Start
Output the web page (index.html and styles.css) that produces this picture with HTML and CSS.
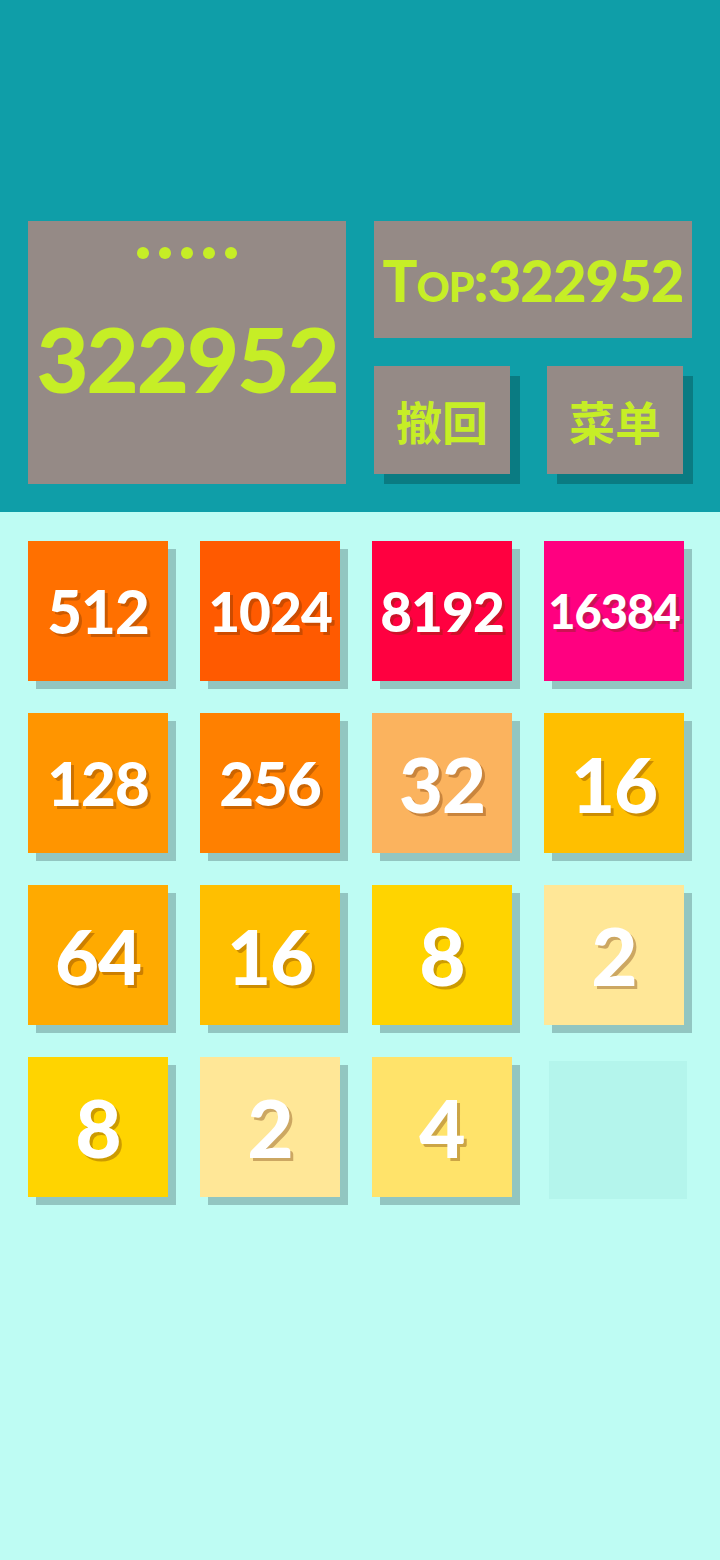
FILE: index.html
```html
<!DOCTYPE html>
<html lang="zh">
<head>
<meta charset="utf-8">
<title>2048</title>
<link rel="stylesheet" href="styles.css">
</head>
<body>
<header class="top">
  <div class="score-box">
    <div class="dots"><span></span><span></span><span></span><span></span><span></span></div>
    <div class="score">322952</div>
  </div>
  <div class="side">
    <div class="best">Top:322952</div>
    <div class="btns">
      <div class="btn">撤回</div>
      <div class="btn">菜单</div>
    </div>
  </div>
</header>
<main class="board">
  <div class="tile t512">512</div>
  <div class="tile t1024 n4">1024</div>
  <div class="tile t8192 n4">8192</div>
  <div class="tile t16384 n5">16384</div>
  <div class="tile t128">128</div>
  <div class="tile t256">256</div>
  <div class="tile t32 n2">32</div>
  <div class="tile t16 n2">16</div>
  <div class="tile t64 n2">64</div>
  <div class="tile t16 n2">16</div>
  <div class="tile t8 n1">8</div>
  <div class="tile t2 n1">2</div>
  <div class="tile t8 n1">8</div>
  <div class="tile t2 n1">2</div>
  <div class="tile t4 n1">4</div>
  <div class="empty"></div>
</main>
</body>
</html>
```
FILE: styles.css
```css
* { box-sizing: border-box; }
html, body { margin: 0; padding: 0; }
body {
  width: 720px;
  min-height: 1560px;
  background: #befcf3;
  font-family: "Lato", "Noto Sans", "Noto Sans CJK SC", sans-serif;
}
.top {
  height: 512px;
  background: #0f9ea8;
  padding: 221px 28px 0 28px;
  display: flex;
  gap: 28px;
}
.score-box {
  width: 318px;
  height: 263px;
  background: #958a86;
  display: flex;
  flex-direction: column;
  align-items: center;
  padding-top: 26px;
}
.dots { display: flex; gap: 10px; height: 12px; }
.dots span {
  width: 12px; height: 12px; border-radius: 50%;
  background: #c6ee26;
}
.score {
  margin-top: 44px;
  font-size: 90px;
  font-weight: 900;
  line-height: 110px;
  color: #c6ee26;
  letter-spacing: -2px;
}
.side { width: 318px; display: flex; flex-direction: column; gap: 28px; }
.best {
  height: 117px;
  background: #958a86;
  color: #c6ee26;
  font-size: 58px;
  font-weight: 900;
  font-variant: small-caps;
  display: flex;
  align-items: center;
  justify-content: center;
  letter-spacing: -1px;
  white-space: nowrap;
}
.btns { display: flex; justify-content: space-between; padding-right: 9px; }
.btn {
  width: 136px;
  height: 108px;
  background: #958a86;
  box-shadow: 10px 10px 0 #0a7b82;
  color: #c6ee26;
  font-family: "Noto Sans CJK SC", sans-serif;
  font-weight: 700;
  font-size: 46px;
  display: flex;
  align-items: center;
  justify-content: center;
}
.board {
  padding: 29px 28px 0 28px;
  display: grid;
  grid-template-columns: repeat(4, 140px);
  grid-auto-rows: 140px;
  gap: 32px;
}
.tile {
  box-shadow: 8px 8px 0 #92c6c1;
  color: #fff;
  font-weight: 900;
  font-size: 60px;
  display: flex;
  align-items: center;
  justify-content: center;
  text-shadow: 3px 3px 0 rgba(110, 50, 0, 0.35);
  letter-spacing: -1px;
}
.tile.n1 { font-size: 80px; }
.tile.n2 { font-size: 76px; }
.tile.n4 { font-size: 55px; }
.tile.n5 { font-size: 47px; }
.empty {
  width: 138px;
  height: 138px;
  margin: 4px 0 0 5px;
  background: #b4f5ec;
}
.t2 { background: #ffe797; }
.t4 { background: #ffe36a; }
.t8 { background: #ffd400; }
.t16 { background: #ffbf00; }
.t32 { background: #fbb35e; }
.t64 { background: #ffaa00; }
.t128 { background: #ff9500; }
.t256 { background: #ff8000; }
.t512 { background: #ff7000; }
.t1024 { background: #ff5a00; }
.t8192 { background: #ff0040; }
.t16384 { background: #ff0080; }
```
End
→ PROBLEM TO WORK ON
Write out the whole listing exactly, and drop the pictures.

→ THE RESULT
Output the web page (index.html and styles.css) that produces this picture with HTML and CSS.
FILE: index.html
```html
<!DOCTYPE html>
<html lang="zh">
<head>
<meta charset="utf-8">
<title>2048</title>
<link rel="stylesheet" href="styles.css">
</head>
<body>
<header class="top">
  <div class="score-box">
    <div class="dots"><span></span><span></span><span></span><span></span><span></span></div>
    <div class="score">322952</div>
  </div>
  <div class="side">
    <div class="best">Top:322952</div>
    <div class="btns">
      <div class="btn">撤回</div>
      <div class="btn">菜单</div>
    </div>
  </div>
</header>
<main class="board">
  <div class="tile t512">512</div>
  <div class="tile t1024 n4">1024</div>
  <div class="tile t8192 n4">8192</div>
  <div class="tile t16384 n5">16384</div>
  <div class="tile t128">128</div>
  <div class="tile t256">256</div>
  <div class="tile t32 n2">32</div>
  <div class="tile t16 n2">16</div>
  <div class="tile t64 n2">64</div>
  <div class="tile t16 n2">16</div>
  <div class="tile t8 n1">8</div>
  <div class="tile t2 n1">2</div>
  <div class="tile t8 n1">8</div>
  <div class="tile t2 n1">2</div>
  <div class="tile t4 n1">4</div>
  <div class="empty"></div>
</main>
</body>
</html>
```
FILE: styles.css
```css
* { box-sizing: border-box; }
html, body { margin: 0; padding: 0; }
body {
  width: 720px;
  min-height: 1560px;
  background: #befcf3;
  font-family: "Lato", "Noto Sans", "Noto Sans CJK SC", sans-serif;
}
.top {
  height: 512px;
  background: #0f9ea8;
  padding: 221px 28px 0 28px;
  display: flex;
  gap: 28px;
}
.score-box {
  width: 318px;
  height: 263px;
  background: #958a86;
  display: flex;
  flex-direction: column;
  align-items: center;
  padding-top: 26px;
}
.dots { display: flex; gap: 10px; height: 12px; }
.dots span {
  width: 12px; height: 12px; border-radius: 50%;
  background: #c6ee26;
}
.score {
  margin-top: 44px;
  font-size: 90px;
  font-weight: 900;
  line-height: 110px;
  color: #c6ee26;
  letter-spacing: -2px;
}
.side { width: 318px; display: flex; flex-direction: column; gap: 28px; }
.best {
  height: 117px;
  background: #958a86;
  color: #c6ee26;
  font-size: 58px;
  font-weight: 900;
  font-variant: small-caps;
  display: flex;
  align-items: center;
  justify-content: center;
  letter-spacing: -1px;
  white-space: nowrap;
}
.btns { display: flex; justify-content: space-between; padding-right: 9px; }
.btn {
  width: 136px;
  height: 108px;
  background: #958a86;
  box-shadow: 10px 10px 0 #0a7b82;
  color: #c6ee26;
  font-family: "Noto Sans CJK SC", sans-serif;
  font-weight: 700;
  font-size: 46px;
  display: flex;
  align-items: center;
  justify-content: center;
}
.board {
  padding: 29px 28px 0 28px;
  display: grid;
  grid-template-columns: repeat(4, 140px);
  grid-auto-rows: 140px;
  gap: 32px;
}
.tile {
  box-shadow: 8px 8px 0 #92c6c1;
  color: #fff;
  font-weight: 900;
  font-size: 60px;
  display: flex;
  align-items: center;
  justify-content: center;
  text-shadow: 3px 3px 0 rgba(110, 50, 0, 0.35);
  letter-spacing: -1px;
}
.tile.n1 { font-size: 80px; }
.tile.n2 { font-size: 76px; }
.tile.n4 { font-size: 55px; }
.tile.n5 { font-size: 47px; }
.empty {
  width: 138px;
  height: 138px;
  margin: 4px 0 0 5px;
  background: #b4f5ec;
}
.t2 { background: #ffe797; }
.t4 { background: #ffe36a; }
.t8 { background: #ffd400; }
.t16 { background: #ffbf00; }
.t32 { background: #fbb35e; }
.t64 { background: #ffaa00; }
.t128 { background: #ff9500; }
.t256 { background: #ff8000; }
.t512 { background: #ff7000; }
.t1024 { background: #ff5a00; }
.t8192 { background: #ff0040; }
.t16384 { background: #ff0080; }
```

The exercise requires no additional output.